September 01, 2020

The Binge


"Gonna get high, gonna get baked til every inch of us just aches. Gonna do lines, gonna pop tabs, gonna do everything we grab. Take some shrooms, smoke some crack, chase the dragon and shoot some smack. Gonna get high, gonna get baked til every inch of us just aches. Gonna do lines, gonna pop tabs, gonna do everything we grab. Gonna cook meth, going so far, gonna give hand jobs in the car. Gonna get high, gonna get baked, til every inch of us just aches.

The only thing that matters is we get so fucking hiiiiiiiiigggghhhhh."

When The Binge hits the musical moment it's been telegraphing since it's opening minutes you'll want to turn it off and run screaming from the room at that stage but you'll be so far in you'll have to keep watching just to see can it get any worse. Can it?

Boogie Nights. One of many films homaged during The Binge. When you see these little nods to classics you'll smile, feel a little smug maybe for getting the reference and then you'll feel wistful when you think you could be watching those instead of this piece of trash. The Binge is a bad film. It's painfully unfunny and you won't care whether the characters onscreen live or die.

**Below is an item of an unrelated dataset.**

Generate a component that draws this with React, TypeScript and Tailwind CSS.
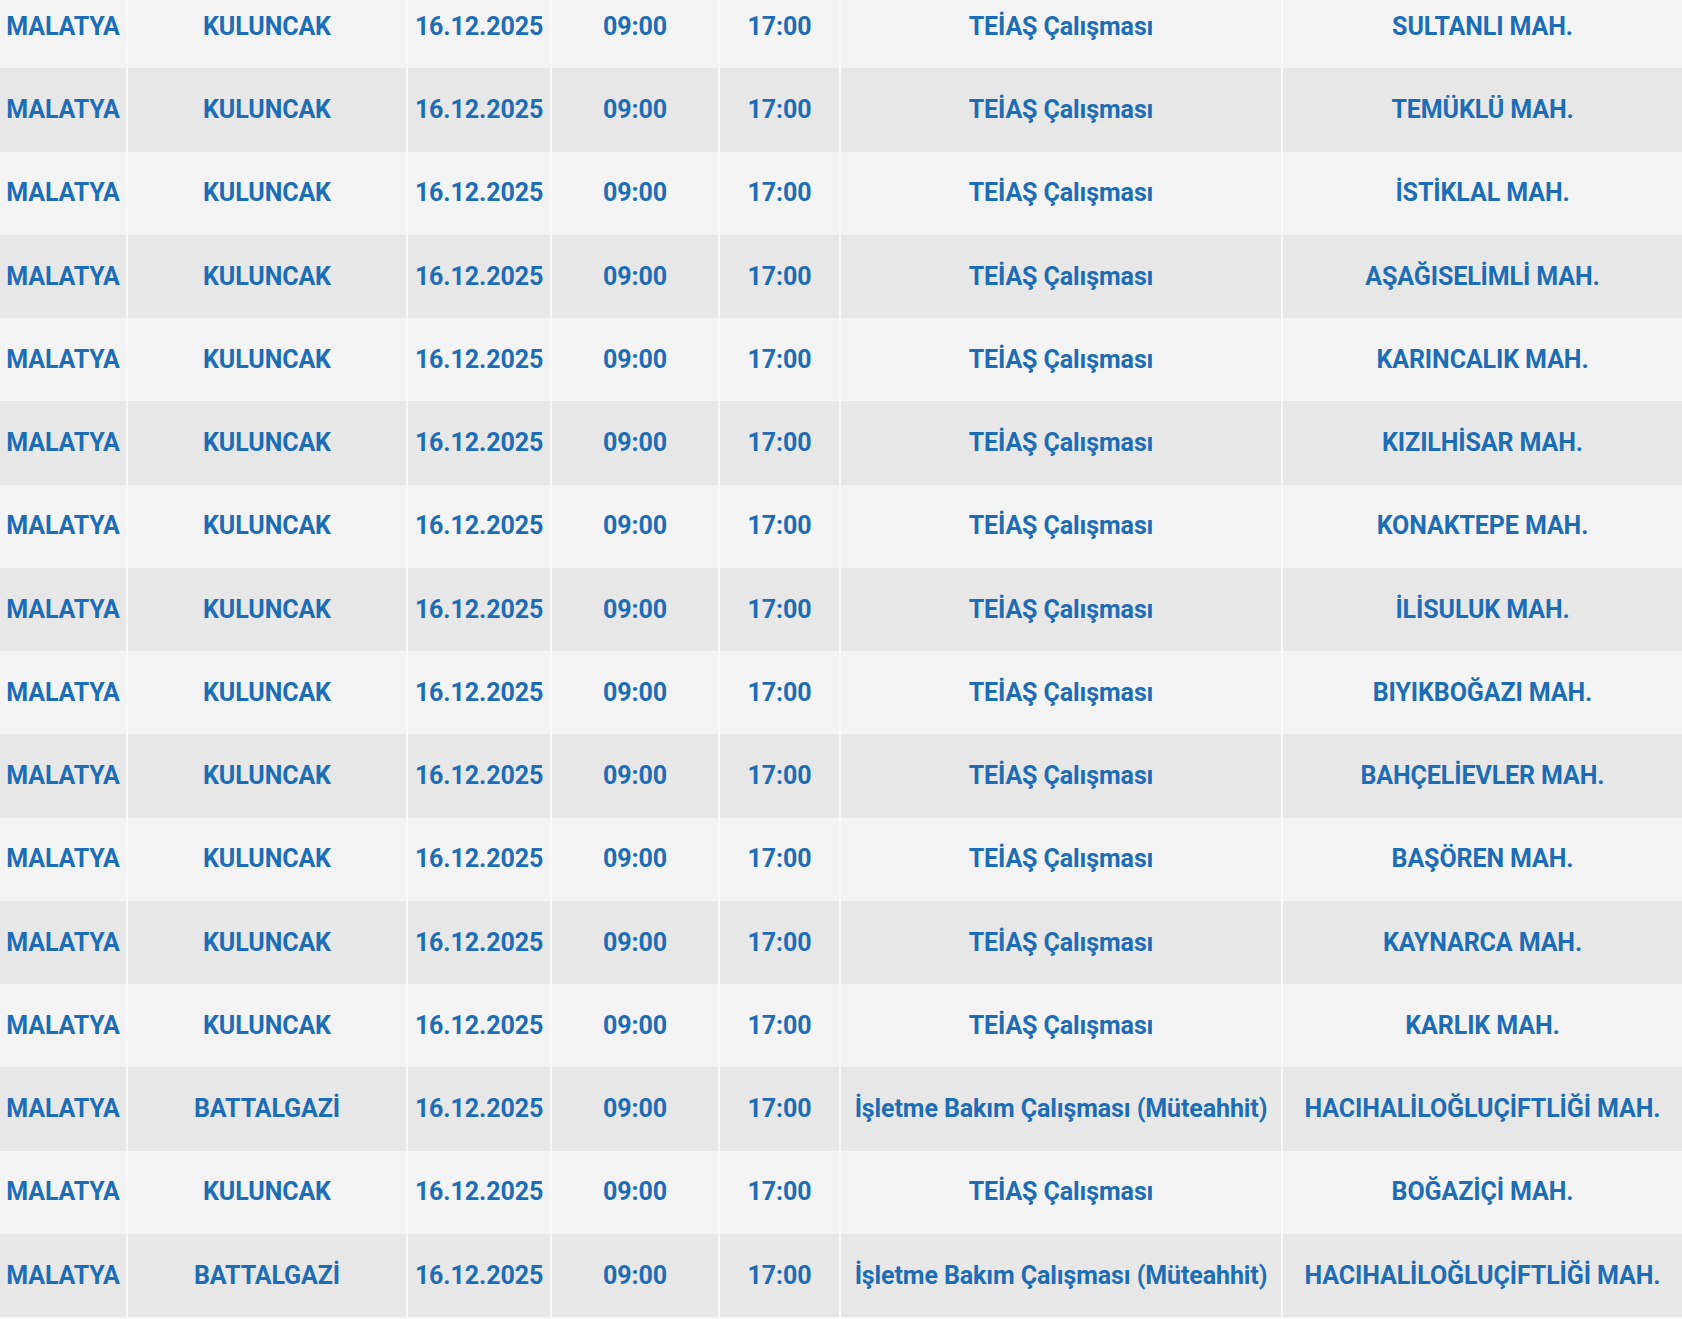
import React from 'react';

// One outage entry
type Outage = {
  city: string;
  district: string;
  date: string;
  start: string;
  end: string;
  reason: string;
  area: string;
};

const TEIAS = 'TEİAŞ Çalışması';
const BAKIM = 'İşletme Bakım Çalışması (Müteahhit)';

const row = (district: string, reason: string, area: string): Outage => ({
  city: 'MALATYA',
  district,
  date: '16.12.2025',
  start: '09:00',
  end: '17:00',
  reason,
  area,
});

const outages: Outage[] = [
  row('KULUNCAK', TEIAS, 'SULTANLI MAH.'),
  row('KULUNCAK', TEIAS, 'TEMÜKLÜ MAH.'),
  row('KULUNCAK', TEIAS, 'İSTİKLAL MAH.'),
  row('KULUNCAK', TEIAS, 'AŞAĞISELİMLİ MAH.'),
  row('KULUNCAK', TEIAS, 'KARINCALIK MAH.'),
  row('KULUNCAK', TEIAS, 'KIZILHİSAR MAH.'),
  row('KULUNCAK', TEIAS, 'KONAKTEPE MAH.'),
  row('KULUNCAK', TEIAS, 'İLİSULUK MAH.'),
  row('KULUNCAK', TEIAS, 'BIYIKBOĞAZI MAH.'),
  row('KULUNCAK', TEIAS, 'BAHÇELİEVLER MAH.'),
  row('KULUNCAK', TEIAS, 'BAŞÖREN MAH.'),
  row('KULUNCAK', TEIAS, 'KAYNARCA MAH.'),
  row('KULUNCAK', TEIAS, 'KARLIK MAH.'),
  row('BATTALGAZİ', BAKIM, 'HACIHALİLOĞLUÇİFTLİĞİ MAH.'),
  row('KULUNCAK', TEIAS, 'BOĞAZİÇİ MAH.'),
  row('BATTALGAZİ', BAKIM, 'HACIHALİLOĞLUÇİFTLİĞİ MAH.'),
];

const cell = 'h-[83.25px] p-0 text-center align-middle whitespace-nowrap';
const divider = 'border-l-2 border-[#f8f8f8]';

const App: React.FC = () => {
  return (
    <div
      className="h-screen overflow-hidden bg-[#f7f7f7]"
      style={{ fontFamily: 'Roboto, "Noto Sans", sans-serif' }}
    >
      <table className="-mt-[15px] w-[1682px] table-fixed border-collapse text-[25px] font-bold tracking-[-0.1px] text-[#1c6db6]">
        <colgroup>
          <col className="w-[127px]" />
          <col className="w-[280px]" />
          <col className="w-[144px]" />
          <col className="w-[168px]" />
          <col className="w-[121px]" />
          <col className="w-[442px]" />
          <col className="w-[400px]" />
        </colgroup>
        <tbody>
          {outages.map((o, i) => (
            <tr key={i} className="odd:bg-[#f3f3f3] even:bg-[#e7e7e7]">
              <td className={cell}>{o.city}</td>
              <td className={`${cell} ${divider}`}>{o.district}</td>
              <td className={`${cell} ${divider}`}>{o.date}</td>
              <td className={`${cell} ${divider}`}>{o.start}</td>
              <td className={`${cell} ${divider}`}>{o.end}</td>
              <td className={`${cell} ${divider}`}>{o.reason}</td>
              <td className={`${cell} ${divider}`}>{o.area}</td>
            </tr>
          ))}
        </tbody>
      </table>
    </div>
  );
};

export default App;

You'll feel bad about yourself for choosing to spend your time this way and worst of all, you'll feel auld and cranky that you're watching something this irresponsible. Why irresponsible? Yeah, let me tell you about the plot line.


Once a year in America all drugs are legal. People of course lose the run of themselves and go haywire. Towns and cities get trashed and the more responsible members of the community dread this annual event. People like Principal Carlson (Vince Vaughn). He wants his students to behave, to not indulge. His teenage students have no intention of listening to him at all, and 2 of them, Andrew (Eduardo Franco) and Hags (Dexter Darden), want to make a real name for themselves as party animals. The third part of this friend trio is Griffin (Skyler Gisondo), he's nervous, he's never even drank before, let alone done a line and the thought of The Binge terrifies him. Until he finds out the girl he fancies, Lena (Grace Van Dien), is dying to let her hair down. So he reluctantly joins in. Only one issue though, Lena is Principal Carlson's daughter and he's out to find her and keep her safe.

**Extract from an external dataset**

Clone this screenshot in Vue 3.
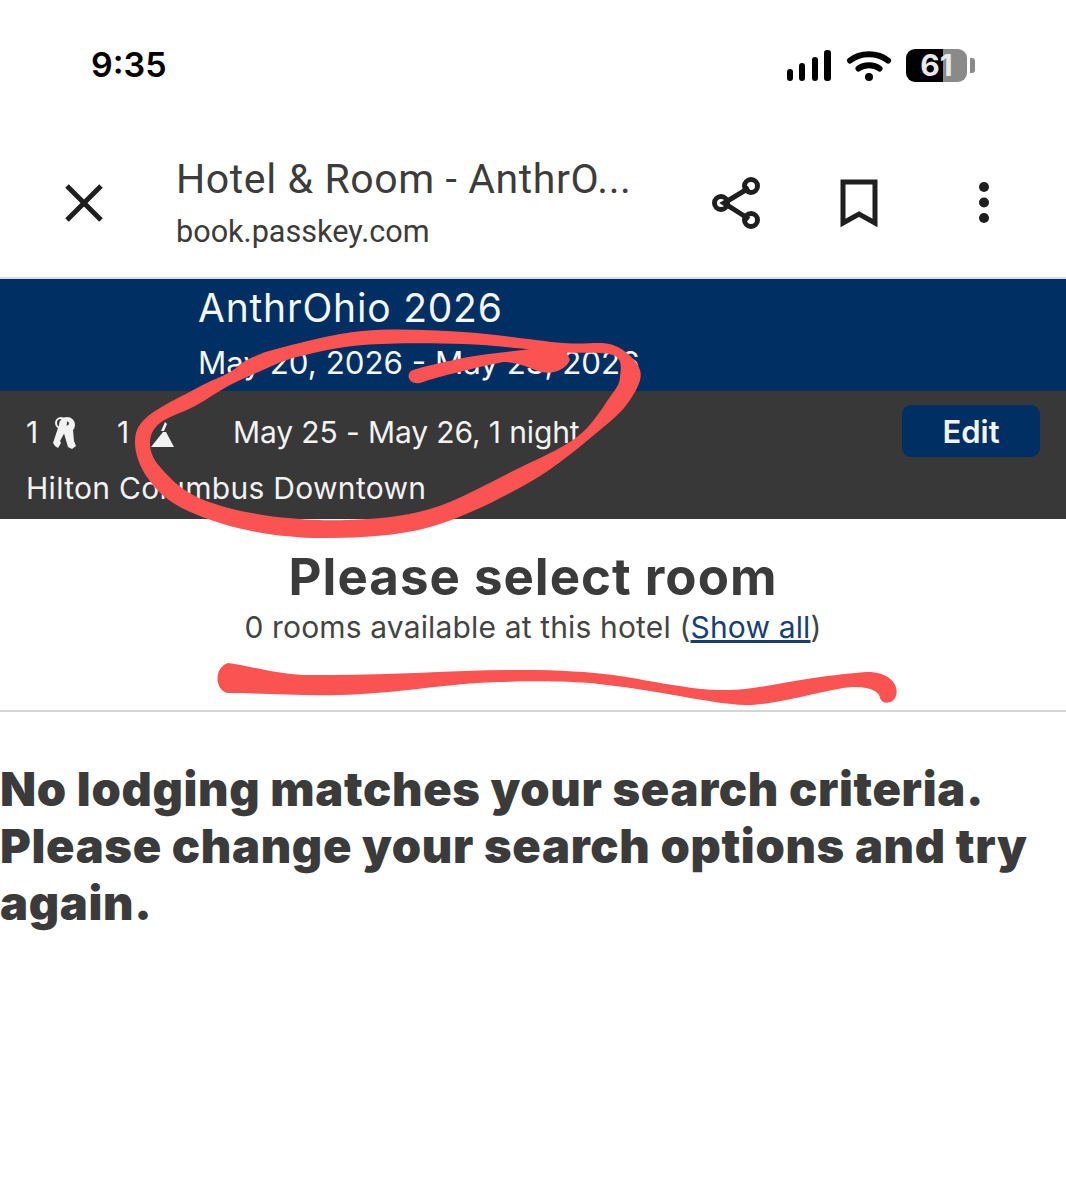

It sounds like a giggle doesn't it. A comedy about a subject on the lips of everyone. Set in a country with a massive problem with opioid drug abuse. Maybe it might be a commentary on the state of modern day USA and it's relationship with drugs with a few laughs thrown in. Plus the trailers make it look like a cross between Superbad and The Purge (a film with a similar storyline to this but replace drugs with crime) and those two films were good so it stands to reason this will be. Right? RIGHT? WRONG. We get cocaine races, a lot of walking, comedy hallucinations, exploding cows, sub Farrelly Brothers jokes about shit, piss and fucking and a turn from Vince Vaughn that would make you wonder how on earth he ever became famous. Leading man Skylar Gismondo (so good in Santa Clarita Diet) just looks embarrassed throughout and rightly so. It's lowest common denominator stuff that wastes every opportunity it has to take a pop at it's subject, instead going for the easy route everytime. Near the end we see someone overdosing and it's played off as a laugh. There's no repercussions, there's no morals, there's no point to any of it.


If you enjoy this, there's probably something broken inside you. It's dreadful, lazy, boring, meaningless. It's no surprise no studio would go near this leading to a streaming premiere. It's why you've heard nothing about this. Reefer Madness is edgier FFS.

Christ I feel like I should sign off on this review as 'Outraged from Tunbridge Wells'.

Streaming online now if you hate yourself.